In a full-circle moment, KaMillion, who credits her rise to perfecting social media usage, said she first heard of the show on Instagram, through a Shade Room post two years ago. “I hear some people say, ‘Oh, I don’t be on social media like that. I don’t be doing all that.’ It’s like, ‘Girl, you must not get no money.’ Because social media is everything,” she joked.

McKay, who executive produces for Hoorae, said the sophomore pressure to make a standout show was overwhelming at times, especially since the series was being put together by a newly minted showrunner and newcomer actors, directors and DPs.

“It was scary because when … your first show out the gate is one of the most important shows in the canon of Black TV, how do you follow that up, right?” he said.

But that didn’t deter Rae. “Issa’s a risk taker” and her goal is to uplift other creatives who are trying to get their break, as well as tell the stories of a wide breadth of Black people and do so “organically,” McKay said.

Alicia Vera/HBO Max
Alicia Vera/HBO Max

“I think the brilliance of Issa’s that she’s an incredible producer as well, so she’s always aerating and tweaking things,” McKay said, adding, “I’m not gonna lie and say that there weren’t a lot of uncomfortable conversations that we had. Once we got to a place of just making our litmus test — whether or not we believed in the talent — and we said, ‘We’re not gonna let fear or concern about how audiences are going to react to something dictate the decisions that we make, and we’re going to just stick to our principles.’”

Shedding the pressure surrounding the hotly anticipated series is what allows “Rap Sh!t” to go back to the basics amid a backdrop of chaotic molly-fueled nightlife adventures and audaciously disrespectful hotel guests.

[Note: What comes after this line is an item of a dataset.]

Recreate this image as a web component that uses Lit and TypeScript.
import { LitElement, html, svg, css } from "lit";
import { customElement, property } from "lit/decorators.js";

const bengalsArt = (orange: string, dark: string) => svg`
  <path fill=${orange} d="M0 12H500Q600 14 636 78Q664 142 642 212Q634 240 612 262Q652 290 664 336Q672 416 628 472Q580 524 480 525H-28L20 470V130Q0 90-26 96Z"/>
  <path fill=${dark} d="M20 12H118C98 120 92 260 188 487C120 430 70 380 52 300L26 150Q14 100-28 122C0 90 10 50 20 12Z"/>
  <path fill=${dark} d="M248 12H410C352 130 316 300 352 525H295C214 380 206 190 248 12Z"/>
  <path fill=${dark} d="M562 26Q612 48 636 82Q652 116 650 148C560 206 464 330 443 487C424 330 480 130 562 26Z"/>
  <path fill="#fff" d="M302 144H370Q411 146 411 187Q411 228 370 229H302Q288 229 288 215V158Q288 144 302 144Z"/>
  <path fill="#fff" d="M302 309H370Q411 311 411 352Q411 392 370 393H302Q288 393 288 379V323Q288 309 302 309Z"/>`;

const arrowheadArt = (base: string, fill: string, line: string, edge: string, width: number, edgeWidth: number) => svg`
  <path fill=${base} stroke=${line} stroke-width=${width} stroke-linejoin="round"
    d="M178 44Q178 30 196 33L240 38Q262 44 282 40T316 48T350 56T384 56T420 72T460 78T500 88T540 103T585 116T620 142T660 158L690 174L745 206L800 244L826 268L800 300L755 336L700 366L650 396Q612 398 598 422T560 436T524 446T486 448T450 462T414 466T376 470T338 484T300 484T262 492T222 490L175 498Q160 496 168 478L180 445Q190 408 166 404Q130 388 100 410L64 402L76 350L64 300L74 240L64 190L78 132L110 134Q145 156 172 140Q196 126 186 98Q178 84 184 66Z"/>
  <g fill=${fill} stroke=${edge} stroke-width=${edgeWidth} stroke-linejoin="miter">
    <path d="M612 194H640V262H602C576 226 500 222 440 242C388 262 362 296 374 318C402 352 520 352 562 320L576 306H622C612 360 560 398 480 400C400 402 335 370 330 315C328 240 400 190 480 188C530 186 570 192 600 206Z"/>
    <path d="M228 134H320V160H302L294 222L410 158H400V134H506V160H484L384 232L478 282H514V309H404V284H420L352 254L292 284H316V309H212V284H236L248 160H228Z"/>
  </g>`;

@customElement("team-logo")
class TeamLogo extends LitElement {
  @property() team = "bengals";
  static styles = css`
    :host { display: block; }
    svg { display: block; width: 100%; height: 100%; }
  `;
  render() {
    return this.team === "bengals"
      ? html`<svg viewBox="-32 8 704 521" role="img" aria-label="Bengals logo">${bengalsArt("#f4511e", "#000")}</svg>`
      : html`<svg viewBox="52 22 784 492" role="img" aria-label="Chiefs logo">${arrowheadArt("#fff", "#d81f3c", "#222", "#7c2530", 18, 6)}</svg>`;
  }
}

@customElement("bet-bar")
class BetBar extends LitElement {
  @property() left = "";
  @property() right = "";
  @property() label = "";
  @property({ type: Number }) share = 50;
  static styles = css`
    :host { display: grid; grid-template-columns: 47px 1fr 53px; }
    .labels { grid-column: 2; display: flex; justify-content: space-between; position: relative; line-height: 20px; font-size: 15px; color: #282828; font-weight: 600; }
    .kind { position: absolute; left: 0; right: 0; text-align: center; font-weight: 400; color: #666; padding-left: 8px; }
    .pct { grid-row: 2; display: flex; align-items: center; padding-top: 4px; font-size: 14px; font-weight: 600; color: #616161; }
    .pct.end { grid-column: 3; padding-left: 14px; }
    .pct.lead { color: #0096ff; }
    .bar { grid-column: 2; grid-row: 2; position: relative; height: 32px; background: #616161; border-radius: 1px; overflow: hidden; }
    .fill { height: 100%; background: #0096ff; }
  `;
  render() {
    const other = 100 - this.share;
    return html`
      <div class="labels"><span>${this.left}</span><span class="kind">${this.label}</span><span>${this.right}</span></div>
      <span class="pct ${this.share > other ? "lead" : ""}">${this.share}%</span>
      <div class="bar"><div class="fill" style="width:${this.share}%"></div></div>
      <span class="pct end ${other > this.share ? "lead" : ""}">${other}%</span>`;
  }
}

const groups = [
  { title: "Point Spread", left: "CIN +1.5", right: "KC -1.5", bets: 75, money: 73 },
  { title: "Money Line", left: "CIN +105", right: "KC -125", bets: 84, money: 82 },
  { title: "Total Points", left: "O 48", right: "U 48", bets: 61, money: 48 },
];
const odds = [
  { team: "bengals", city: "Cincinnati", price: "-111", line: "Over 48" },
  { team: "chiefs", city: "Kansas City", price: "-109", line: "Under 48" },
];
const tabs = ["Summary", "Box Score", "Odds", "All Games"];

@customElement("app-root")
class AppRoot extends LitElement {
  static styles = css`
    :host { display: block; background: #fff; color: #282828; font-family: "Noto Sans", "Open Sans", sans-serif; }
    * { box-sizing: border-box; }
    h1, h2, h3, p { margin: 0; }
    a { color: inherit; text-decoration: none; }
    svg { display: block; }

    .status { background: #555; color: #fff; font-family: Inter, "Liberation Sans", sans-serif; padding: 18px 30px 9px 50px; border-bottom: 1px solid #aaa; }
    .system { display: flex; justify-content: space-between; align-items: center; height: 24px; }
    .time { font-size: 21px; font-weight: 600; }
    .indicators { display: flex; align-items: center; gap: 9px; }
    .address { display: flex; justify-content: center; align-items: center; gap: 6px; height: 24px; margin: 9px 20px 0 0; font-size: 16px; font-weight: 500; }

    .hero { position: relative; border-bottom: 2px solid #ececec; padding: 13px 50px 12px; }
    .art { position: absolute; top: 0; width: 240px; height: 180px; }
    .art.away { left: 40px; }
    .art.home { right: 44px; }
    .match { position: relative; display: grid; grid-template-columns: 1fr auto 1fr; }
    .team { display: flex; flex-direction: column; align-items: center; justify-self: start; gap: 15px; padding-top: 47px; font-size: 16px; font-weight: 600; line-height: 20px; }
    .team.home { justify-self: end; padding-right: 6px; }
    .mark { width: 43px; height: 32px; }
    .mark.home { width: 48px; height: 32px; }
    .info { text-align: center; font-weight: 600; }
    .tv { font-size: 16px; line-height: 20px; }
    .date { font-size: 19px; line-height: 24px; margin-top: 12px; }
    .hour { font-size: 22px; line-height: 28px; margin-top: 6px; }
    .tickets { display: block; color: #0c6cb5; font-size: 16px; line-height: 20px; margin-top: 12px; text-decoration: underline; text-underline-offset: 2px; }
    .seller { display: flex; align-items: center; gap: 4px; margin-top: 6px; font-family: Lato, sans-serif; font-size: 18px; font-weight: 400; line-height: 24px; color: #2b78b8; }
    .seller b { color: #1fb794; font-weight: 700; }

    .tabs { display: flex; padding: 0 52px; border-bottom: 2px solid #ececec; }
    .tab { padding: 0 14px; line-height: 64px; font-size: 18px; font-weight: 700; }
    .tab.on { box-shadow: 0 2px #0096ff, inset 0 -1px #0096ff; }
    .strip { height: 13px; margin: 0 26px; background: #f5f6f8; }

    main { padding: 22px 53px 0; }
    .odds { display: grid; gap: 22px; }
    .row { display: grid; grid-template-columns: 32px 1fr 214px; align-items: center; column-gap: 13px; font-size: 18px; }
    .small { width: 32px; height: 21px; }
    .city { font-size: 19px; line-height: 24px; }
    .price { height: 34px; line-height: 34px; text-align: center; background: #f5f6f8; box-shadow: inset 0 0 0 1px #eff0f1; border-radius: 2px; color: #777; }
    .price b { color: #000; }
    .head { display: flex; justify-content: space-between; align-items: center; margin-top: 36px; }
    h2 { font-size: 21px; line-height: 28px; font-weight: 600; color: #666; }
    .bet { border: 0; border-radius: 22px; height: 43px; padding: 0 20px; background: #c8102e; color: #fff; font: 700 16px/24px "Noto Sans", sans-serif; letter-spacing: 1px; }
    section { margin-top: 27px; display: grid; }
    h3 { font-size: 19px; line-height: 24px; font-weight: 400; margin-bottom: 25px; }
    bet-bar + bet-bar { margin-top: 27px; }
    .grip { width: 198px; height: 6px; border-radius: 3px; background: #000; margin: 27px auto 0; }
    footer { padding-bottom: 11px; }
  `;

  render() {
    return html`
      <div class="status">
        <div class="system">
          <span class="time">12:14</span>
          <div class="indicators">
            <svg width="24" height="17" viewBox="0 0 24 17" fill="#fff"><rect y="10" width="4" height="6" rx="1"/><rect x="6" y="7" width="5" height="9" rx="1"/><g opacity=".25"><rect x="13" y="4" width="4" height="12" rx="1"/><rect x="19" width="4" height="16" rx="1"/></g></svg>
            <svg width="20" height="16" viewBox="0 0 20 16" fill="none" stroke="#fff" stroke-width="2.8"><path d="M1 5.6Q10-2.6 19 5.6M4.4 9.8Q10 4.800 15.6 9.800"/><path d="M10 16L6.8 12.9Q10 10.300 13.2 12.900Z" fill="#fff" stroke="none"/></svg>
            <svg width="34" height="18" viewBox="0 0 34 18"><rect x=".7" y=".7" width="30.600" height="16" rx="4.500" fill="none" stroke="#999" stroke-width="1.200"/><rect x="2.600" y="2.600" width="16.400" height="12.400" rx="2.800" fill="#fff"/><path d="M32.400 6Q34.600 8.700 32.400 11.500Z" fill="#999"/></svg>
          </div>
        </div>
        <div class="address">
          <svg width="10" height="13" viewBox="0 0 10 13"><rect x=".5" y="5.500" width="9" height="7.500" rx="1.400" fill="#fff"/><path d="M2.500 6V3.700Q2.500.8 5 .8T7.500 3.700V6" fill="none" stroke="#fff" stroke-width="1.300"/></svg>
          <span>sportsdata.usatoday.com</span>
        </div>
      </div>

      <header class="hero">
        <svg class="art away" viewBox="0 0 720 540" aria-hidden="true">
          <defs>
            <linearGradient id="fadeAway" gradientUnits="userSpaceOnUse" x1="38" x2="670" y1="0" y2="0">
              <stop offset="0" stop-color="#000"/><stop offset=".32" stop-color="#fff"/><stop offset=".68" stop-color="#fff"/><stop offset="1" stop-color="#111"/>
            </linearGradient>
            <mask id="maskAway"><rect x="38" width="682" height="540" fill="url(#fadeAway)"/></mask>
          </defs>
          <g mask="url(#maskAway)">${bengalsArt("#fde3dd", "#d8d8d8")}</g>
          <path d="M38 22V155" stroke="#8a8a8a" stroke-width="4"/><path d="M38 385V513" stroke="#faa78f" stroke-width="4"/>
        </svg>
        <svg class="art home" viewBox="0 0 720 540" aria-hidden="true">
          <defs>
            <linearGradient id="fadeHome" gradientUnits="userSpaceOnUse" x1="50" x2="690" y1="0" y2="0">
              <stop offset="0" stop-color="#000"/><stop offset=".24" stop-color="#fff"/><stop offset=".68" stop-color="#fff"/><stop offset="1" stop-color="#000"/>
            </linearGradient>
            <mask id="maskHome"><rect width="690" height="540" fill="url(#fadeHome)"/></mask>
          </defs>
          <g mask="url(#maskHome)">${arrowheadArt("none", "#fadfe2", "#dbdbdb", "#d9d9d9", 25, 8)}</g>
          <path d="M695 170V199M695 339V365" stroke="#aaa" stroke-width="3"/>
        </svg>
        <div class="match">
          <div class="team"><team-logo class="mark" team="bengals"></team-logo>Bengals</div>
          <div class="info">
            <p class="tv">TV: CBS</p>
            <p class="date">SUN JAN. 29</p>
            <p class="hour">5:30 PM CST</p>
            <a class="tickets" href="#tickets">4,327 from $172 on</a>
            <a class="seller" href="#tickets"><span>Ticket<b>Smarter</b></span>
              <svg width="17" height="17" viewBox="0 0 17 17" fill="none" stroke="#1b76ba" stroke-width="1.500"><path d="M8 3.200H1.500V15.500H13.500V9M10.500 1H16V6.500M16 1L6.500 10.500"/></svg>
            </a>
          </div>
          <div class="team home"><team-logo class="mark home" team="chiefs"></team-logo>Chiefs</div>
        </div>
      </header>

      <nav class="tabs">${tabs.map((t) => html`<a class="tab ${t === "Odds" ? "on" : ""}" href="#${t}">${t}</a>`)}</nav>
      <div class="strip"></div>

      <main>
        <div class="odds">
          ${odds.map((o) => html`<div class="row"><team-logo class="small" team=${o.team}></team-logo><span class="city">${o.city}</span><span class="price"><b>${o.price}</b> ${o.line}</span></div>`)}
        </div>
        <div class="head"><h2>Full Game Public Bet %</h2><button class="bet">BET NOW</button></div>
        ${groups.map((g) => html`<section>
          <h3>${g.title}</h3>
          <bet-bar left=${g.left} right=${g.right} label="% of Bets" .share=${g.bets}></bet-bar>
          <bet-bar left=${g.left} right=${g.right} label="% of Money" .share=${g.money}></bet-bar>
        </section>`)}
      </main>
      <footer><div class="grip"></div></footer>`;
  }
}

Ultimately, it’s a story of two young women rediscovering music, each other and themselves.

“I approached this like a coming-of-age story about two young friends who grew up on social media, and this kind of identity of who you are, who you present yourself to be and kind of knowing the difference is something that they’re kind of still figuring out and what drives and motivates so much of what they do,” Singleton said.

With coming-of-age comes chasing after what you want, no matter how out of reach that seems.

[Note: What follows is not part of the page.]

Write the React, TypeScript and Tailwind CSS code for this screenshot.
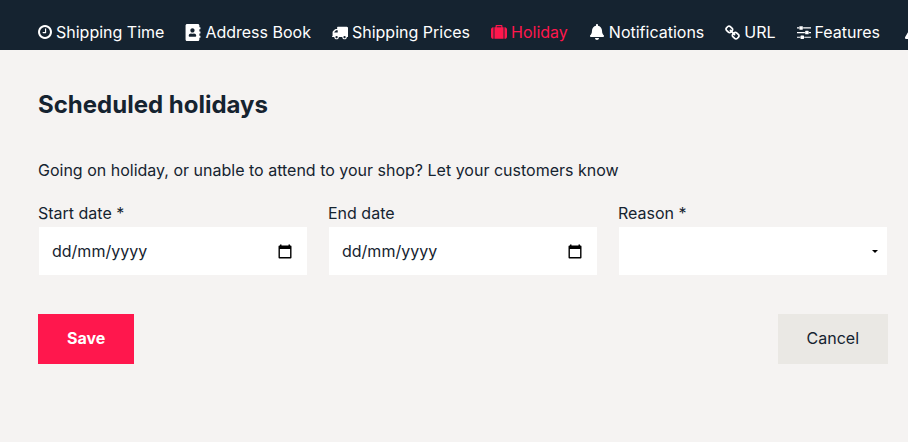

“Like Nike, just do it,” KaMillion said. “I mean, a lot of people may deter you from your dreams because they’re afraid that you’ll end up making it for real, and they always reflect their shoulda-woulda-coulda upon your life. But, man, just do that s—. You don’t know where it’s gonna get you.”

For Shawna and Mia, the answer is still up in the air, but it’s clear that the pair are closer to self-fulfillment when they’re together, drunkenly freestyling in a car, having fun and being unafraid to embody their unapologetic selves.

As KaMillion simply puts it, “It’s nothing like it on TV right now.”